O sentimento amoroso hoje simultaneamente sustenta e ameaça o casamento, que pode se dissolver com facilidade. O divórcio litigioso tende a ser evitado e a separação não escandaliza mais ninguém. Tornou-se uma prática corriqueira. Tendemos a desdramatizar a separação, considerando que só a felicidade importa e é preciso alcançá-la como for possível. Essa é a tese de As you like it, um dos últimos filmes de Woody Allen. Não dê atenção à opinião dos outros. Faça da sua vida o que for preciso para ser feliz é o que este cineasta bem humorado nos diz, fazendo pouco dos imperativos do puritanismo americano.

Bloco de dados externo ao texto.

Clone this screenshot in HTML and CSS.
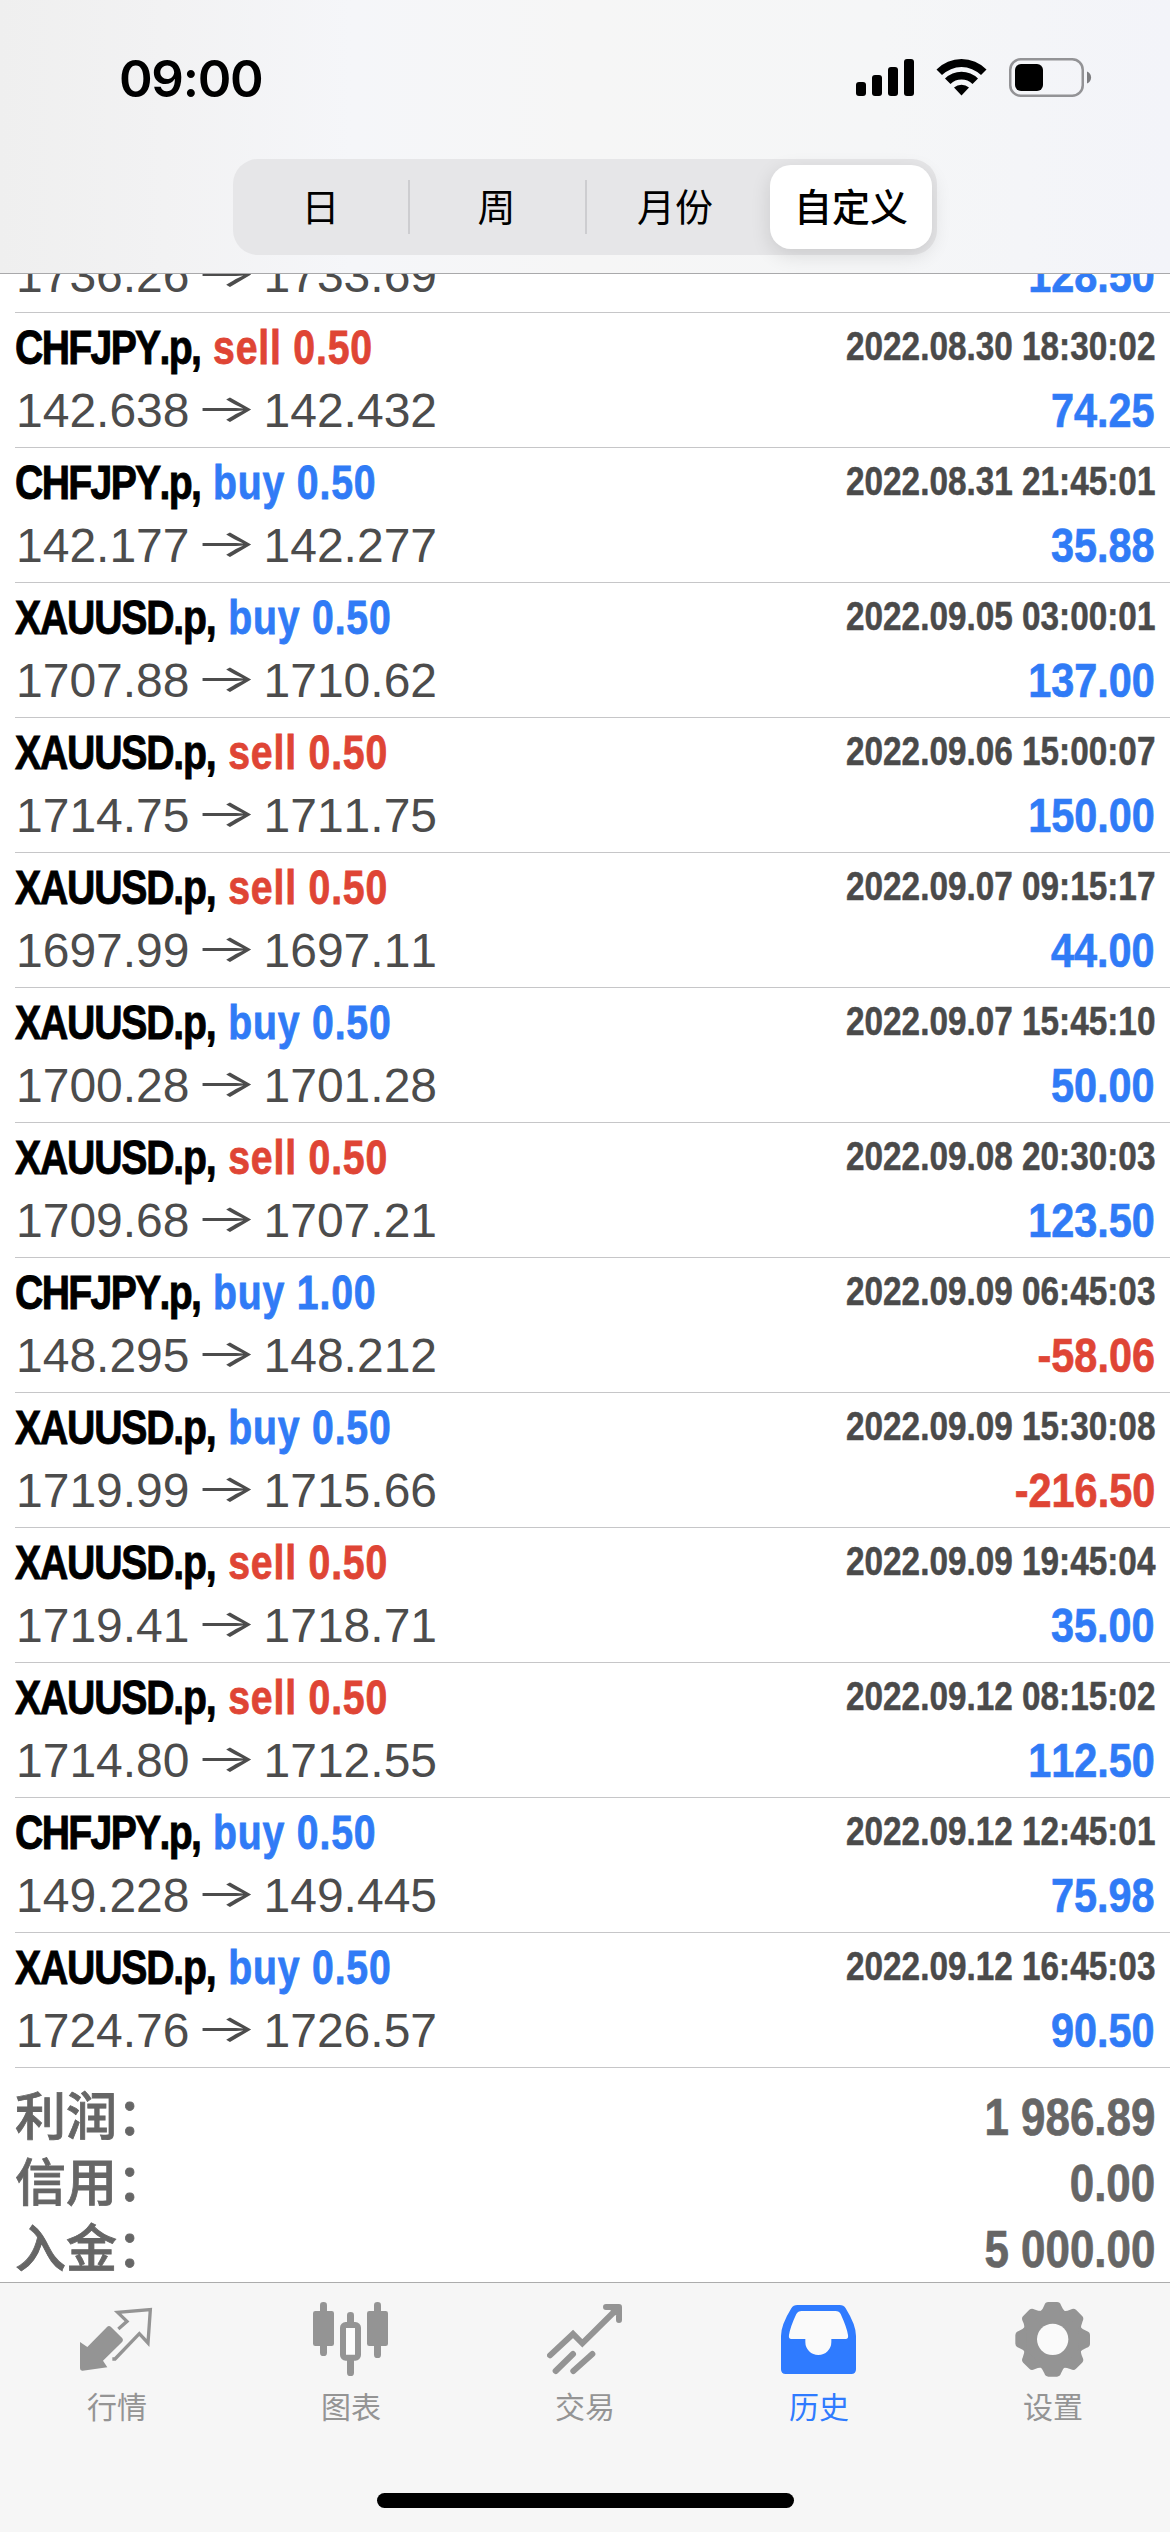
FILE: index.html
```html
<!DOCTYPE html>
<html lang="zh-CN">
<head>
<meta charset="utf-8">
<title>历史</title>
<link rel="stylesheet" href="styles.css">
</head>
<body>
<div class="screen">
  <header class="top">
    <div class="status">
      <span class="clock">09:00</span>
      <svg class="status-icons" viewBox="0 0 240 44" width="240" height="44">
        <rect x="1" y="26" width="10" height="14" rx="3"/>
        <rect x="17" y="19" width="10" height="21" rx="3"/>
        <rect x="33" y="11" width="10" height="29" rx="3"/>
        <rect x="49" y="3" width="10" height="37" rx="3"/>
        <path d="M81.500 13.500A35 35 0 0 1 131.500 13.500L126 19A28 28 0 0 0 87 19ZM90 22.500A23.500 23.500 0 0 1 123 22.500L117.500 28A16 16 0 0 0 95.500 28ZM99 31.500A11.500 11.500 0 0 1 114 31.500L106.500 39.500Z"/>
        <rect x="155.250" y="3.250" width="72.500" height="36.500" rx="10.500" fill="none" stroke="#939396" stroke-width="2.500"/>
        <rect x="160" y="8" width="28" height="27" rx="6"/>
        <path d="M232 15.500C237.500 17.500 237.500 25.500 232 27.500Z" fill="#7d7d80"/>
      </svg>
    </div>
    <nav class="segments">
      <span class="segment">日</span>
      <span class="segment divided">周</span>
      <span class="segment divided">月份</span>
      <span class="segment selected">自定义</span>
    </nav>
  </header>

  <main class="history">
    <article class="deal scrolled"><div class="line"><span class="prices">1736.26<i>→</i>1733.69</span><span class="profit">128.50</span></div></article>
    <article class="deal"><div class="line"><span class="name chf">CHFJPY.p,<b class="sell">sell 0.50</b></span><time>2022.08.30 18:30:02</time></div><div class="line"><span class="prices">142.638<i>→</i>142.432</span><span class="profit">74.25</span></div></article>
    <article class="deal"><div class="line"><span class="name chf">CHFJPY.p,<b class="buy">buy 0.50</b></span><time>2022.08.31 21:45:01</time></div><div class="line"><span class="prices">142.177<i>→</i>142.277</span><span class="profit">35.88</span></div></article>
    <article class="deal"><div class="line"><span class="name">XAUUSD.p,<b class="buy">buy 0.50</b></span><time>2022.09.05 03:00:01</time></div><div class="line"><span class="prices">1707.88<i>→</i>1710.62</span><span class="profit">137.00</span></div></article>
    <article class="deal"><div class="line"><span class="name">XAUUSD.p,<b class="sell">sell 0.50</b></span><time>2022.09.06 15:00:07</time></div><div class="line"><span class="prices">1714.75<i>→</i>1711.75</span><span class="profit">150.00</span></div></article>
    <article class="deal"><div class="line"><span class="name">XAUUSD.p,<b class="sell">sell 0.50</b></span><time>2022.09.07 09:15:17</time></div><div class="line"><span class="prices">1697.99<i>→</i>1697.11</span><span class="profit">44.00</span></div></article>
    <article class="deal"><div class="line"><span class="name">XAUUSD.p,<b class="buy">buy 0.50</b></span><time>2022.09.07 15:45:10</time></div><div class="line"><span class="prices">1700.28<i>→</i>1701.28</span><span class="profit">50.00</span></div></article>
    <article class="deal"><div class="line"><span class="name">XAUUSD.p,<b class="sell">sell 0.50</b></span><time>2022.09.08 20:30:03</time></div><div class="line"><span class="prices">1709.68<i>→</i>1707.21</span><span class="profit">123.50</span></div></article>
    <article class="deal"><div class="line"><span class="name chf">CHFJPY.p,<b class="buy">buy 1.00</b></span><time>2022.09.09 06:45:03</time></div><div class="line"><span class="prices">148.295<i>→</i>148.212</span><span class="profit loss">-58.06</span></div></article>
    <article class="deal"><div class="line"><span class="name">XAUUSD.p,<b class="buy">buy 0.50</b></span><time>2022.09.09 15:30:08</time></div><div class="line"><span class="prices">1719.99<i>→</i>1715.66</span><span class="profit loss">-216.50</span></div></article>
    <article class="deal"><div class="line"><span class="name">XAUUSD.p,<b class="sell">sell 0.50</b></span><time>2022.09.09 19:45:04</time></div><div class="line"><span class="prices">1719.41<i>→</i>1718.71</span><span class="profit">35.00</span></div></article>
    <article class="deal"><div class="line"><span class="name">XAUUSD.p,<b class="sell">sell 0.50</b></span><time>2022.09.12 08:15:02</time></div><div class="line"><span class="prices">1714.80<i>→</i>1712.55</span><span class="profit">112.50</span></div></article>
    <article class="deal"><div class="line"><span class="name chf">CHFJPY.p,<b class="buy">buy 0.50</b></span><time>2022.09.12 12:45:01</time></div><div class="line"><span class="prices">149.228<i>→</i>149.445</span><span class="profit">75.98</span></div></article>
    <article class="deal"><div class="line"><span class="name">XAUUSD.p,<b class="buy">buy 0.50</b></span><time>2022.09.12 16:45:03</time></div><div class="line"><span class="prices">1724.76<i>→</i>1726.57</span><span class="profit">90.50</span></div></article>
    <dl class="totals">
      <div class="total"><dt>利润：</dt><dd>1 986.89</dd></div>
      <div class="total"><dt>信用：</dt><dd>0.00</dd></div>
      <div class="total"><dt>入金：</dt><dd>5 000.00</dd></div>
    </dl>
  </main>

  <footer class="bottom">
    <nav class="tabs">
      <a class="tab">
        <svg viewBox="237 93 228 228" width="76" height="76">
          <path d="M240 216L262 231L321 171Q327 165 333 171L367 205Q371 210 367 215L309 272L322 292L248 302Q240 303 240 295Z"/>
          <path d="M355 177L381 154L353 127L451 119L444 219L418 191L345 267H337" fill="none" stroke="currentColor" stroke-width="10"/>
        </svg>
        <span>行情</span>
      </a>
      <a class="tab">
        <svg viewBox="939 93 228 228" width="76" height="76">
          <rect x="960" y="96" width="21" height="162" rx="10"/><rect x="939" y="123" width="63" height="105" rx="7"/>
          <rect x="1122" y="96" width="21" height="168" rx="10"/><rect x="1101" y="123" width="63" height="105" rx="7"/>
          <rect x="1041" y="126" width="21" height="40" rx="10"/><rect x="1041" y="260" width="21" height="58" rx="10"/>
          <rect x="1029" y="165" width="45" height="98" rx="8" fill="#fcfcfc" stroke="currentColor" stroke-width="18"/>
        </svg>
        <span>图表</span>
      </a>
      <a class="tab">
        <svg viewBox="291 93 228 228" width="76" height="76" fill="none" stroke="currentColor" stroke-width="18" stroke-linecap="round" stroke-linejoin="round">
          <path d="M300 256L369 192L397 220L501 117" stroke-linejoin="miter"/>
          <path d="M468 111H507V150M485 111H507V132L497 125Z"/>
          <path d="M317 303L369 252M370 303L427 252"/>
        </svg>
        <span>交易</span>
      </a>
      <a class="tab active">
        <svg viewBox="993 93 228 228" width="76" height="76">
          <path d="M1042 105H1169Q1181 105 1187 115Q1218 165 1218 198V298Q1218 312 1204 312H1007Q993 312 993 298V198Q993 165 1024 115Q1030 105 1042 105Z"/>
          <path d="M1055 123H1156Q1168 123 1172 132Q1191 174 1194 195Q1196 207 1187 207H1144V216A39 39 0 0 1 1066 216V207H1024Q1015 207 1017 195Q1021 170 1039 132Q1044 123 1055 123Z" fill="#fafafa"/>
        </svg>
        <span>历史</span>
      </a>
      <a class="tab">
        <svg viewBox="735 93 228 228" width="76" height="76">
          <defs><path id="tooth" d="M806 130Q820 118 823 106Q826 96 835 96H861Q870 96 873 106Q877 118 890 130Z"/></defs>
          <circle cx="848" cy="208" r="90"/>
          <use href="#tooth"/><use href="#tooth" transform="rotate(45 848 208)"/><use href="#tooth" transform="rotate(90 848 208)"/><use href="#tooth" transform="rotate(135 848 208)"/><use href="#tooth" transform="rotate(180 848 208)"/><use href="#tooth" transform="rotate(225 848 208)"/><use href="#tooth" transform="rotate(270 848 208)"/><use href="#tooth" transform="rotate(315 848 208)"/>
          <circle cx="848" cy="208" r="47" fill="#fafafa"/>
        </svg>
        <span>设置</span>
      </a>
    </nav>
    <div class="home-indicator"></div>
  </footer>
</div>
</body>
</html>
```
FILE: styles.css
```css
* { box-sizing: border-box; margin: 0; padding: 0; }
body { background: #fff; }
.screen {
  width: 1170px; height: 2532px; overflow: hidden;
  display: flex; flex-direction: column;
  font-family: "Liberation Sans", "Noto Sans CJK SC", sans-serif;
}

/* status bar and period switch */
.top {
  flex: none; height: 274px; border-bottom: 1px solid #a9a9ab;
  background: linear-gradient(90deg, #efefef 0, #f2f2f3 14%, #f5f6f9 30%, #f6f6f6 50%, #f5f6f7 75%, #f3f4f9 100%);
  display: flex; flex-direction: column; align-items: center;
}
.status {
  width: 100%; height: 159px; padding: 56px 75px 0 119px;
  display: flex; justify-content: space-between; align-items: flex-start;
}
.clock { font: 600 51px/45px Inter, sans-serif; letter-spacing: -1.3px; }
.segments {
  width: 704px; height: 96px; padding: 6px 5px 6px 0; border-radius: 25px; background: #e6e6e8;
  display: grid; grid-template-columns: 175px 177px 180px 167px;
}
.segment {
  display: flex; align-items: center; justify-content: center;
  padding-bottom: 5px;
  font: 400 38px/58px "Noto Sans CJK SC", sans-serif;
}
.divided { background: linear-gradient(#cdcdd0, #cdcdd0) 0 50% / 2px 54px no-repeat; }
.selected { margin-left: 5px; background: #fff; border-radius: 21px; font-weight: 500; box-shadow: 0 6px 20px rgba(0, 0, 0, .12); }

/* closed deals */
.history { flex: 1; min-height: 0; padding-left: 15px; display: flex; flex-direction: column; justify-content: flex-end; overflow: hidden; }
.deal { flex: none; height: 135px; border-bottom: 1px solid #c6c6c8; padding: 3px 15px 0 0; }
.scrolled { height: 69px; padding-top: 0; }
.line { display: flex; justify-content: space-between; align-items: baseline; height: 63px; line-height: 63px; white-space: pre; }
/* condensed bold face for symbols, dates and amounts */
.name, time, .profit, dd { font-weight: 700; font-kerning: none; transform: scaleX(.845); transform-origin: right; }
.name { font-size: 49px; letter-spacing: -1.5px; transform: scaleX(.8); transform-origin: left; -webkit-text-stroke: .9px; }
.name.chf { letter-spacing: -2.1px; }
.name b, .name.chf b { letter-spacing: 1px; margin-left: 16px; -webkit-text-stroke: .8px; }
.sell, .loss { color: #df4535; }
.buy { color: #307bf6; }
time { font-size: 40px; color: #4a4a4a; transform: translateY(-4px) scaleX(.833); -webkit-text-stroke: .5px; }
.prices { padding-left: 1px; font-size: 48px; color: #4c4c4c; font-kerning: none; }
.prices i { display: inline-block; width: 74px; text-align: center; font: 400 38px/1 Inter, sans-serif; transform: translate(-1px, -5px) scaleX(1.75); }
.profit { font-size: 49px; color: #307bf6; -webkit-text-stroke: .7px; }
.profit.loss { color: #df4535; }

.totals { flex: none; height: 214px; padding: 12px 15px 0 0; }
.total { display: flex; justify-content: space-between; align-items: baseline; height: 66px; line-height: 66px; color: #666; }
dt { font: 500 51px/66px "Noto Sans CJK SC", sans-serif; -webkit-text-stroke: .8px; }
dd { font-size: 52px; -webkit-text-stroke: .7px; }

/* tab bar */
.bottom { flex: none; height: 250px; border-top: 1px solid #acacac; background: #f6f6f6; display: flex; flex-direction: column; align-items: center; justify-content: space-between; padding-bottom: 24px; }
.tabs { width: 100%; display: grid; grid-template-columns: repeat(5, 1fr); padding-top: 18px; }
.tab { display: flex; flex-direction: column; align-items: center; gap: 8px; color: #949494; }
.tab svg:not([fill]) { fill: currentColor; }
.tab span { font: 400 30px/40px "Noto Sans CJK SC", sans-serif; }
.active { color: #2f7bff; }
.home-indicator { width: 417px; height: 15px; border-radius: 8px; background: #000; }
```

Noutras palavras, não se pode mais dizer que o casamento é isto ou aquilo; ele já não é passível de definição. Cada caso é um e a diferença precisa ser levada em conta sempre. De verdadeiramente novo o que existe é a obrigação do respeito entre os cônjuges. Precisamente porque é possível e fácil se separar. Nesse contexto,o problema da separação são os filhos pequenos e adolescentes. Por um lado, devem fazer o luto do ideal de ser feliz através do casamento,e, por outro lado, o luto da presença contínua do pai e da mãe. Queira ou não, é com os menores que os adultos têm que se preocupar. A evolução dos costumes impõe uma reflexão sobre a dor dos filhos e a melhor maneira de lidar com o sofrimento deles, a maneira mais humana. Casamento tudo bem. Separação também, desde que os dois concernidos sejam responsáveis e não percam de vista o futuro dos próximos.